Given instruction
Exactly as written, retype the listing below, omitting the pictures.

Dataset section
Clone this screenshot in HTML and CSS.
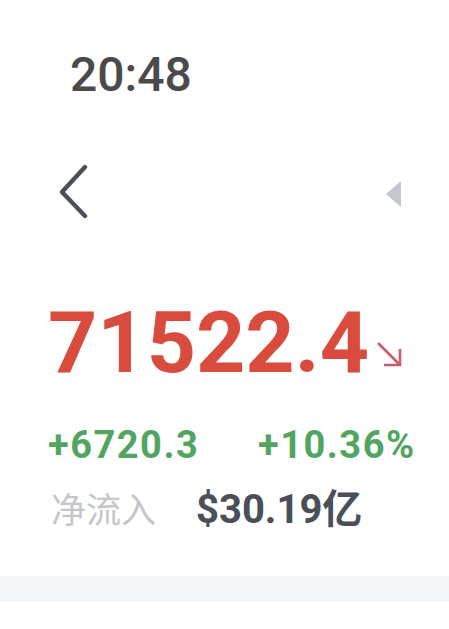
FILE: index.html
```html
<!DOCTYPE html>
<html lang="zh-CN">
<head>
    <meta charset="UTF-8">
    <meta name="viewport" content="width=device-width, initial-scale=1.0">
    <title>行情</title>
    <link rel="stylesheet" href="styles.css">
</head>
<body>
    <div class="status">20:48</div>

    <div class="nav">
        <svg class="back" width="32" height="56" viewBox="0 0 32 56">
            <path d="M27 3 L4 28 L27 52" fill="none" stroke="#4b4f57" stroke-width="4.4" stroke-linecap="round" stroke-linejoin="round"/>
        </svg>
        <svg class="more" width="16" height="26" viewBox="0 0 16 26">
            <path d="M15 0 L15 26 L0 13 Z" fill="#c3c6cb"/>
        </svg>
    </div>

    <div class="quote">
        <div class="price">71522.4<svg class="trend" width="28" height="28" viewBox="0 0 28 28">
            <path d="M3 3 L25 25 M9 25 H25 V9" fill="none" stroke="#cc5b6e" stroke-width="2.6"/>
        </svg></div>

        <div class="change">
            <span>+6720.3</span>
            <span>+10.36%</span>
        </div>

        <div class="flow">
            <span class="flow-label">净流入</span>
            <span class="flow-value">$30.19亿</span>
        </div>
    </div>

    <div class="band"></div>
</body>
</html>
```

FILE: styles.css
```css
body {
    margin: 0;
    background: #fff;
    font-family: Roboto, "Noto Sans CJK SC", sans-serif;
}

.status {
    padding: 51px 0 0 70px;
    font-size: 48px;
    line-height: 48px;
    font-weight: 500;
    color: #4a4a4a;
}

.nav {
    display: flex;
    justify-content: space-between;
    align-items: center;
    height: 56px;
    margin-top: 65px;
    padding: 0 47px 0 58px;
}

.nav .more {
    margin-top: 4px;
}

.quote {
    padding-left: 48px;
}

.price {
    margin-top: 73px;
    font-size: 86px;
    line-height: 100px;
    font-weight: 700;
    color: #d84b3d;
}

.trend {
    margin-left: 6px;
    vertical-align: 4px;
}

.change {
    display: grid;
    grid-template-columns: 210px auto;
    margin-top: 30px;
    font-size: 38px;
    line-height: 44px;
    font-weight: 700;
    letter-spacing: 1.5px;
    color: #52a560;
}

.flow {
    display: grid;
    grid-template-columns: 145px auto;
    align-items: baseline;
    margin-top: 17px;
    padding-left: 3px;
    line-height: 48px;
}

.flow-label {
    font-family: "Noto Sans CJK SC", sans-serif;
    font-size: 35px;
    color: #c4c6ca;
}

.flow-value {
    font-size: 40px;
    font-weight: 700;
    color: #4b4f57;
}

.band {
    height: 26px;
    margin-top: 42px;
    background: #f5f6f8;
}
```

Finished exercise
Clone this screenshot in HTML and CSS.
FILE: index.html
```html
<!DOCTYPE html>
<html lang="zh-CN">
<head>
    <meta charset="UTF-8">
    <meta name="viewport" content="width=device-width, initial-scale=1.0">
    <title>行情</title>
    <link rel="stylesheet" href="styles.css">
</head>
<body>
    <div class="status">20:48</div>

    <div class="nav">
        <svg class="back" width="32" height="56" viewBox="0 0 32 56">
            <path d="M27 3 L4 28 L27 52" fill="none" stroke="#4b4f57" stroke-width="4.4" stroke-linecap="round" stroke-linejoin="round"/>
        </svg>
        <svg class="more" width="16" height="26" viewBox="0 0 16 26">
            <path d="M15 0 L15 26 L0 13 Z" fill="#c3c6cb"/>
        </svg>
    </div>

    <div class="quote">
        <div class="price">71522.4<svg class="trend" width="28" height="28" viewBox="0 0 28 28">
            <path d="M3 3 L25 25 M9 25 H25 V9" fill="none" stroke="#cc5b6e" stroke-width="2.6"/>
        </svg></div>

        <div class="change">
            <span>+6720.3</span>
            <span>+10.36%</span>
        </div>

        <div class="flow">
            <span class="flow-label">净流入</span>
            <span class="flow-value">$30.19亿</span>
        </div>
    </div>

    <div class="band"></div>
</body>
</html>
```

FILE: styles.css
```css
body {
    margin: 0;
    background: #fff;
    font-family: Roboto, "Noto Sans CJK SC", sans-serif;
}

.status {
    padding: 51px 0 0 70px;
    font-size: 48px;
    line-height: 48px;
    font-weight: 500;
    color: #4a4a4a;
}

.nav {
    display: flex;
    justify-content: space-between;
    align-items: center;
    height: 56px;
    margin-top: 65px;
    padding: 0 47px 0 58px;
}

.nav .more {
    margin-top: 4px;
}

.quote {
    padding-left: 48px;
}

.price {
    margin-top: 73px;
    font-size: 86px;
    line-height: 100px;
    font-weight: 700;
    color: #d84b3d;
}

.trend {
    margin-left: 6px;
    vertical-align: 4px;
}

.change {
    display: grid;
    grid-template-columns: 210px auto;
    margin-top: 30px;
    font-size: 38px;
    line-height: 44px;
    font-weight: 700;
    letter-spacing: 1.5px;
    color: #52a560;
}

.flow {
    display: grid;
    grid-template-columns: 145px auto;
    align-items: baseline;
    margin-top: 17px;
    padding-left: 3px;
    line-height: 48px;
}

.flow-label {
    font-family: "Noto Sans CJK SC", sans-serif;
    font-size: 35px;
    color: #c4c6ca;
}

.flow-value {
    font-size: 40px;
    font-weight: 700;
    color: #4b4f57;
}

.band {
    height: 26px;
    margin-top: 42px;
    background: #f5f6f8;
}
```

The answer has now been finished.